Fixing up the clubhouse is a fun and easy montage, and every other hurdle they overcome is overcome -for- them with minimal effort on their part. Even after Umi and Shun decide to give in to their feelings despite their shared parentage, that problem gets solved before they have any other significant scenes together. We never see them living with the choice they made or facing the consequences of their actions, they just decide to do it (and no, I don’t mean “do it” they don’t so much as kiss, thank God) just in time for it to turn out to be alright anyway.

Nobody in the film really achieves anything. Even the various kooky clubhouse members have their problems solved by a parade of schoolgirls coming in to spearhead the clean-up initiative.

Everyone has the solution to their problems handed to them, and that’s not interesting, that’s just watching a bunch of people have everything go their way. Nobody grows, nobody makes a difficult choice and deals with the consequences, everything just works out. Nobody makes mistakes, let alone learns from them, or has any kind of character arc. As a result, the ending feels like an unsatisfying conclusion to not so much a story as a series of things that happen.

When From Up on Poppy Hill isn’t uncomfortable, it’s dull. Even without their total lack of growth or any kind of real struggle, the characters all feel one-dimensional.
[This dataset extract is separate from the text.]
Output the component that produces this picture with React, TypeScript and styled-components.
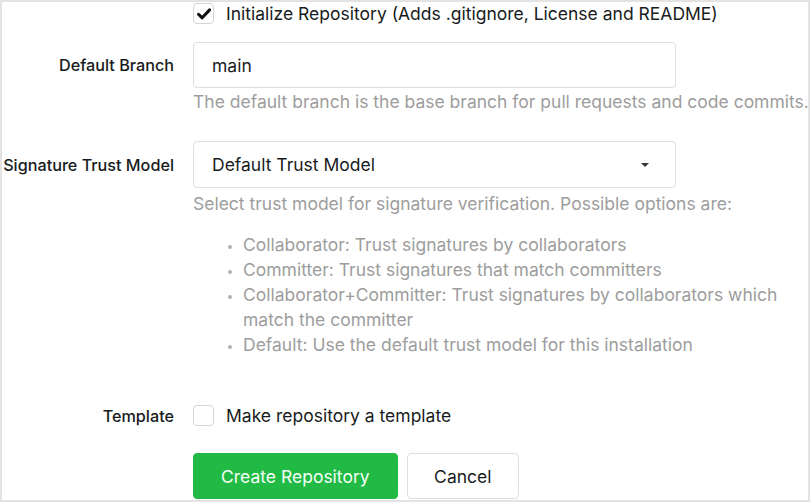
import styled, { createGlobalStyle } from 'styled-components'

const GlobalStyle = createGlobalStyle`
  html, body {
    margin: 0;
    padding: 0;
    background: #ffffff;
  }
  body {
    font-family: Inter, 'Noto Sans', sans-serif;
    color: #181c21;
  }
`

const Frame = styled.div`
  box-sizing: border-box;
  width: 810px;
  height: 502px;
  border: 2px solid #e3e3e3;
  background: #ffffff;
  overflow: hidden;
`

const Form = styled.div`
  display: flex;
  flex-direction: column;
`

const Field = styled.div<{ $top?: number; $center?: boolean }>`
  display: grid;
  grid-template-columns: 172px 1fr;
  column-gap: 19px;
  align-items: ${(p) => (p.$center ? 'center' : 'start')};
  margin-top: ${(p) => p.$top ?? 0}px;
`

const Label = styled.label<{ $offset?: number }>`
  text-align: right;
  font-size: 16.2px;
  font-weight: 500;
  line-height: 20px;
  white-space: nowrap;
  padding-top: ${(p) => p.$offset ?? 0}px;
`

const Control = styled.div`
  display: flex;
  flex-direction: column;
  min-width: 0;
`

const CheckRow = styled.div`
  display: flex;
  align-items: center;
  gap: 12px;
  font-size: 17.5px;
  line-height: 20px;
  white-space: nowrap;
`

const Box = styled.span`
  box-sizing: border-box;
  display: inline-flex;
  align-items: center;
  justify-content: center;
  width: 21px;
  height: 21px;
  border: 1px solid #d4d4d5;
  border-radius: 4px;
  background: #fff;
`

const Input = styled.div<{ $h?: number }>`
  box-sizing: border-box;
  width: 483px;
  height: ${(p) => p.$h ?? 46}px;
  border: 1px solid #dedede;
  border-radius: 4px;
  display: flex;
  align-items: center;
  justify-content: space-between;
  padding: 0 26px 0 18px;
  font-size: 17.5px;
  color: #181c21;
`

const Caret = styled.span`
  width: 0;
  height: 0;
  border-left: 4px solid transparent;
  border-right: 4px solid transparent;
  border-top: 4px solid #333;
`

const Help = styled.div<{ $top?: number }>`
  margin-top: ${(p) => p.$top ?? 1}px;
  font-size: 17.5px;
  line-height: 25px;
  color: #9d9d9d;
  white-space: nowrap;
`

const List = styled.ul`
  margin: 16px 0 0;
  padding: 0 0 0 50px;
  font-size: 17.5px;
  line-height: 25px;
  color: #9d9d9d;
  width: 550px;

  li::marker {
    color: #b3b3b3;
    font-size: 13px;
  }
`

const Actions = styled.div`
  display: flex;
  gap: 9px;
  margin-top: 27px;
  margin-left: 191px;
`

const Button = styled.button<{ $primary?: boolean }>`
  box-sizing: border-box;
  height: 46px;
  padding: 0 ${(p) => (p.$primary ? 27 : 26.5)}px;
  border-radius: 4px;
  font-family: Inter, 'Noto Sans', sans-serif;
  font-size: 17.5px;
  cursor: pointer;
  border: 1px solid ${(p) => (p.$primary ? '#21ba45' : '#dedede')};
  background: ${(p) => (p.$primary ? '#21ba45' : '#ffffff')};
  color: ${(p) => (p.$primary ? '#f4fff6' : '#181c21')};
`

function Check() {
  return (
    <svg width="14" height="12" viewBox="0 0 14 12">
      <path d="M1.6 6.4 L5.2 9.8 L12.6 1.9" fill="none" stroke="#111" strokeWidth="3" strokeLinecap="round" strokeLinejoin="round" />
    </svg>
  )
}

export default function App() {
  return (
    <>
      <GlobalStyle />
      <Frame>
        <Form>
          <Field $top={1}>
            <span />
            <CheckRow>
              <Box>
                <Check />
              </Box>
              Initialize Repository (Adds .gitignore, License and README)
            </CheckRow>
          </Field>

          <Field $top={18}>
            <Label $offset={13}>Default Branch</Label>
            <Control>
              <Input>main</Input>
              <Help>The default branch is the base branch for pull requests and code commits.</Help>
            </Control>
          </Field>

          <Field $top={27}>
            <Label $offset={14}>Signature Trust Model</Label>
            <Control>
              <Input $h={47}>
                Default Trust Model
                <Caret />
              </Input>
              <Help $top={3}>Select trust model for signature verification. Possible options are:</Help>
              <List>
                <li>Collaborator: Trust signatures by collaborators</li>
                <li>Committer: Trust signatures that match committers</li>
                <li>Collaborator+Committer: Trust signatures by collaborators which match the committer</li>
                <li>Default: Use the default trust model for this installation</li>
              </List>
            </Control>
          </Field>

          <Field $top={48} $center>
            <Label>Template</Label>
            <CheckRow>
              <Box />
              Make repository a template
            </CheckRow>
          </Field>

          <Actions>
            <Button $primary>Create Repository</Button>
            <Button>Cancel</Button>
          </Actions>
        </Form>
      </Frame>
    </>
  )
}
The cloying soundtrack, which often seems to be competing with whatever is happening in the scene with up-tempo Jazz or monstrously inappropriate elevator music, makes the film feel too desperate to come off as charming and fun, like someone from the Neutral Planet from Futurama putting on a floral dress and big straw hat.

But I am quite aware when I am being hornswoggled, Goro Miyazaki, I have my horn swaoggled regularly, and with more skill than this.